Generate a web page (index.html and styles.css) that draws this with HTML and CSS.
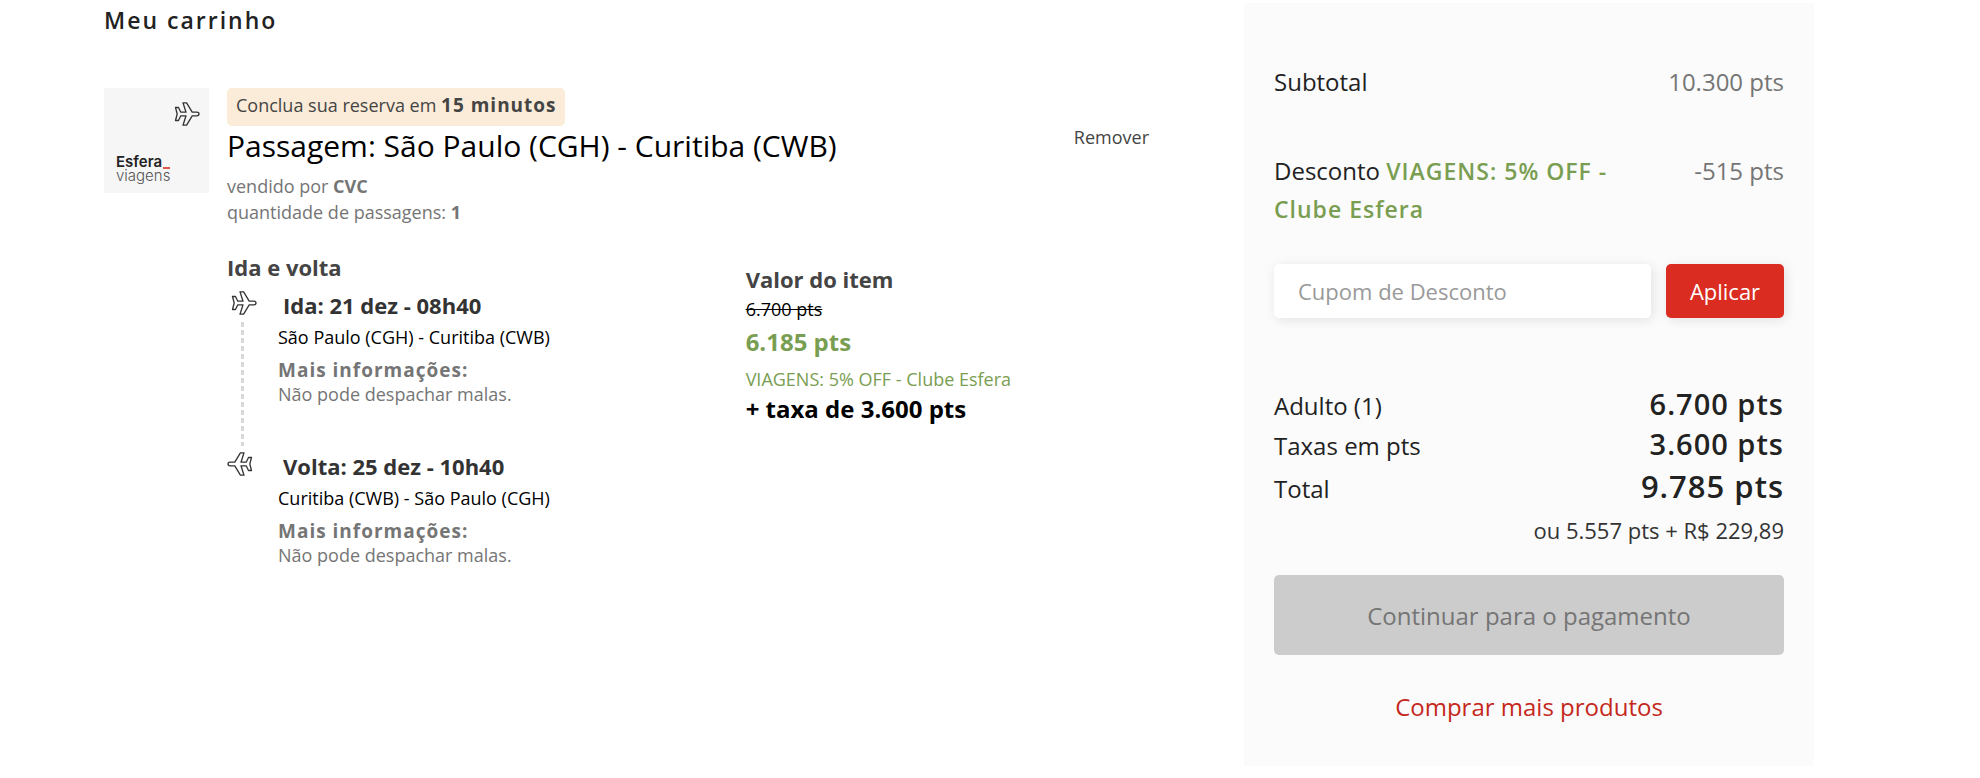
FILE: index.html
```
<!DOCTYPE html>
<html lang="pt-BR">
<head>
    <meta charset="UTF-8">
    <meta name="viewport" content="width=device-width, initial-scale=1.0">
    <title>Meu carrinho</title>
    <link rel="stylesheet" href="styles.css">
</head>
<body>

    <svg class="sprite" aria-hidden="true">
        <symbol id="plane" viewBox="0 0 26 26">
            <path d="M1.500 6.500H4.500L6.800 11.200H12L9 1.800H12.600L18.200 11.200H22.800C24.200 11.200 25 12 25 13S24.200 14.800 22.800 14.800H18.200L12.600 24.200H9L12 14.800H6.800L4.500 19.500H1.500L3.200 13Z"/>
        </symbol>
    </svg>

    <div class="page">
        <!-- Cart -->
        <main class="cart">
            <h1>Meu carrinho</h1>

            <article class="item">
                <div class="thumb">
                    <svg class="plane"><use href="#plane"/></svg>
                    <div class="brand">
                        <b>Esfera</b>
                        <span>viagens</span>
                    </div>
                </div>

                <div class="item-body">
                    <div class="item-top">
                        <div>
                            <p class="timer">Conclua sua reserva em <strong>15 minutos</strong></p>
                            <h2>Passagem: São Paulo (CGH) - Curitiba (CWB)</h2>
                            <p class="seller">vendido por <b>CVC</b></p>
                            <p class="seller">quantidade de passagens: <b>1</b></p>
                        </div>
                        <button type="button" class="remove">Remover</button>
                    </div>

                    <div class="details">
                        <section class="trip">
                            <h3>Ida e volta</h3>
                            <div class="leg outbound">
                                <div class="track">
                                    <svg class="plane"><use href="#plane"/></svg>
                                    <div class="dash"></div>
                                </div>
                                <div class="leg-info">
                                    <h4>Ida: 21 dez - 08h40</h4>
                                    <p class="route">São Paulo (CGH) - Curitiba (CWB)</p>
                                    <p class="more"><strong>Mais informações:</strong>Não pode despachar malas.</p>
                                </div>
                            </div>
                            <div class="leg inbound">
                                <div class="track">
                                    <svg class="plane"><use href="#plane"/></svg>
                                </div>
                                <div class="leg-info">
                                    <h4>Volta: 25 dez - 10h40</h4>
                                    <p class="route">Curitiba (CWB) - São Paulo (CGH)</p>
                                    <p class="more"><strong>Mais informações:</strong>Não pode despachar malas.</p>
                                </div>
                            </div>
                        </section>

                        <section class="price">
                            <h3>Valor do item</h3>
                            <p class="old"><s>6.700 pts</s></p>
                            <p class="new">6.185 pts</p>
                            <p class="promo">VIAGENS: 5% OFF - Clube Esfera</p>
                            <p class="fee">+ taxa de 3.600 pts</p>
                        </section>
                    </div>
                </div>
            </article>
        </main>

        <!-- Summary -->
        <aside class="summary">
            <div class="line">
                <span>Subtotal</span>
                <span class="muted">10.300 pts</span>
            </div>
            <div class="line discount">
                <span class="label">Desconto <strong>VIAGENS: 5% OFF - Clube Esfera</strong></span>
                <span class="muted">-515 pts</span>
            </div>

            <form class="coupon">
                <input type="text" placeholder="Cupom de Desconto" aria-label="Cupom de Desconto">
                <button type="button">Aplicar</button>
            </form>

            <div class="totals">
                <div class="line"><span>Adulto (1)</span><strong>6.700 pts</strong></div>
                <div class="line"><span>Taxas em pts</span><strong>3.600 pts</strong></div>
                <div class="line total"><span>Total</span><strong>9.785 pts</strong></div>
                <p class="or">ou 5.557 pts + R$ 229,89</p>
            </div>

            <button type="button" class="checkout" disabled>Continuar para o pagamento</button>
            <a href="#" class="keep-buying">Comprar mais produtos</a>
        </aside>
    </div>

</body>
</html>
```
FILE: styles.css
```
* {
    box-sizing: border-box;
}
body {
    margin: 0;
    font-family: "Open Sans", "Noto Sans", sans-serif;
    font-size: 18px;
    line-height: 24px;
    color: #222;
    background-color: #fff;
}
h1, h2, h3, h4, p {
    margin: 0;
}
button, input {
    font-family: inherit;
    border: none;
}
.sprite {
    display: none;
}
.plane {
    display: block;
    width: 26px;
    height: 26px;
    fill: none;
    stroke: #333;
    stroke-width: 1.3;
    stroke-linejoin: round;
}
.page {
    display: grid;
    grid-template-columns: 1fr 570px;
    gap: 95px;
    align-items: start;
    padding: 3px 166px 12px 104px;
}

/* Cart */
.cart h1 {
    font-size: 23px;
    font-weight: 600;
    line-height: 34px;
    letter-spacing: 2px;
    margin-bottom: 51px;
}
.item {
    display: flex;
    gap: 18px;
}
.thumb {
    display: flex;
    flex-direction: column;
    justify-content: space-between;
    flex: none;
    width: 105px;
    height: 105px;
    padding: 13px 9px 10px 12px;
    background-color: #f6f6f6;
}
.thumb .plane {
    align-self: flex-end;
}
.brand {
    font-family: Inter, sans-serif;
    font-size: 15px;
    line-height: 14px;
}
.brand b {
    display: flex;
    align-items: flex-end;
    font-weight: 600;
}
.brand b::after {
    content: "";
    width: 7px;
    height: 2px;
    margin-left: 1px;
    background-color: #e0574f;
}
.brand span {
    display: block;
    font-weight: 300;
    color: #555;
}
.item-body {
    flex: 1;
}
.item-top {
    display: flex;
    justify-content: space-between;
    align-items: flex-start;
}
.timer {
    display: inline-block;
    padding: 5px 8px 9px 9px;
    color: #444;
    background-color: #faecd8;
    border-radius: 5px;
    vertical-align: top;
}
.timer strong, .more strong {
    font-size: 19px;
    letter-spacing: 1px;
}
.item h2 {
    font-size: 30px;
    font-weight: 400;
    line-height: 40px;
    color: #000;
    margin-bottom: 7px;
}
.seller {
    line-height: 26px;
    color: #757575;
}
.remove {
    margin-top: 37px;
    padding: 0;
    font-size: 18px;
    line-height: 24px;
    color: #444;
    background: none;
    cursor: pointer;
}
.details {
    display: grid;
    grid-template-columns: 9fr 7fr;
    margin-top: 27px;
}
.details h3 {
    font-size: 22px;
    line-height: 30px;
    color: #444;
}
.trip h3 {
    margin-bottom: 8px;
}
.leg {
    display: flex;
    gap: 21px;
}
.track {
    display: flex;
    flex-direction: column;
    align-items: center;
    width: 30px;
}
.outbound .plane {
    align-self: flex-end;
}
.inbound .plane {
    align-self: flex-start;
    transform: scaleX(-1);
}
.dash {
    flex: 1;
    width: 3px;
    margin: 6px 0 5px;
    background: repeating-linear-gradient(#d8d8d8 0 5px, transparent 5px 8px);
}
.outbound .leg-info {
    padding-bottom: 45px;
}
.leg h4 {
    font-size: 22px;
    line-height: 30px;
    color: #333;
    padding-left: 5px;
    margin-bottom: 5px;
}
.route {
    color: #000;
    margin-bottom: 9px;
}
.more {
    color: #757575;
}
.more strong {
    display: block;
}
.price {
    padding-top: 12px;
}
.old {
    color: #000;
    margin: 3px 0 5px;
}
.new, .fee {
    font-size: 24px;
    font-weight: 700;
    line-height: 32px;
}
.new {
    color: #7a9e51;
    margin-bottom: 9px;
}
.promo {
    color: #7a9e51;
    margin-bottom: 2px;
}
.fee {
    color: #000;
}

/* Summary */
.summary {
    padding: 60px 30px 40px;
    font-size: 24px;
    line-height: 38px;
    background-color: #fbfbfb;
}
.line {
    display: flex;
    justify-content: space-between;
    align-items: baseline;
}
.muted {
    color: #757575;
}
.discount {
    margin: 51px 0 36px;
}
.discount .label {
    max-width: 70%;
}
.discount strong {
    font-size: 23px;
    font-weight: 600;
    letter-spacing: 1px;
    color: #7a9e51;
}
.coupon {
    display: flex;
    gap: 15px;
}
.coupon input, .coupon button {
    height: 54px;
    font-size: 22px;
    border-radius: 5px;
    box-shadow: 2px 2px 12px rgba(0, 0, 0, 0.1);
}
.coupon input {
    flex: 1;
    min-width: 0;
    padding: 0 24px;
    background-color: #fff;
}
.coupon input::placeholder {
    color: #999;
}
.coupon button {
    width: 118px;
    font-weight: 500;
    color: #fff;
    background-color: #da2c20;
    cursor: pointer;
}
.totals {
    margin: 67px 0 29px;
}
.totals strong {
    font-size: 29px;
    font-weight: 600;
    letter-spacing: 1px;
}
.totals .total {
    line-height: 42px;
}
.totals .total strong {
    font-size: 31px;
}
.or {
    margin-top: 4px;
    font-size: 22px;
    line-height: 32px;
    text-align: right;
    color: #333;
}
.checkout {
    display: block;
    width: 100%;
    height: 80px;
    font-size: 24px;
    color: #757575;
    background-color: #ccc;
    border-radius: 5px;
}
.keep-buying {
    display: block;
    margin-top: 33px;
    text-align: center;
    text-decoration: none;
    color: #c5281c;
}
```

* * * * * * * * *

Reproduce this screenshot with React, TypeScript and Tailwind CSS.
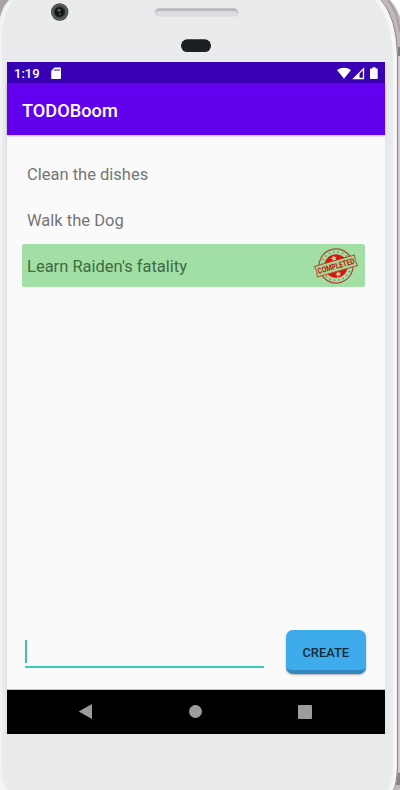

* * * * * * * * *

Aim:
State how many lines of the records above contain "styles", with no words besides the number.

Solution:
3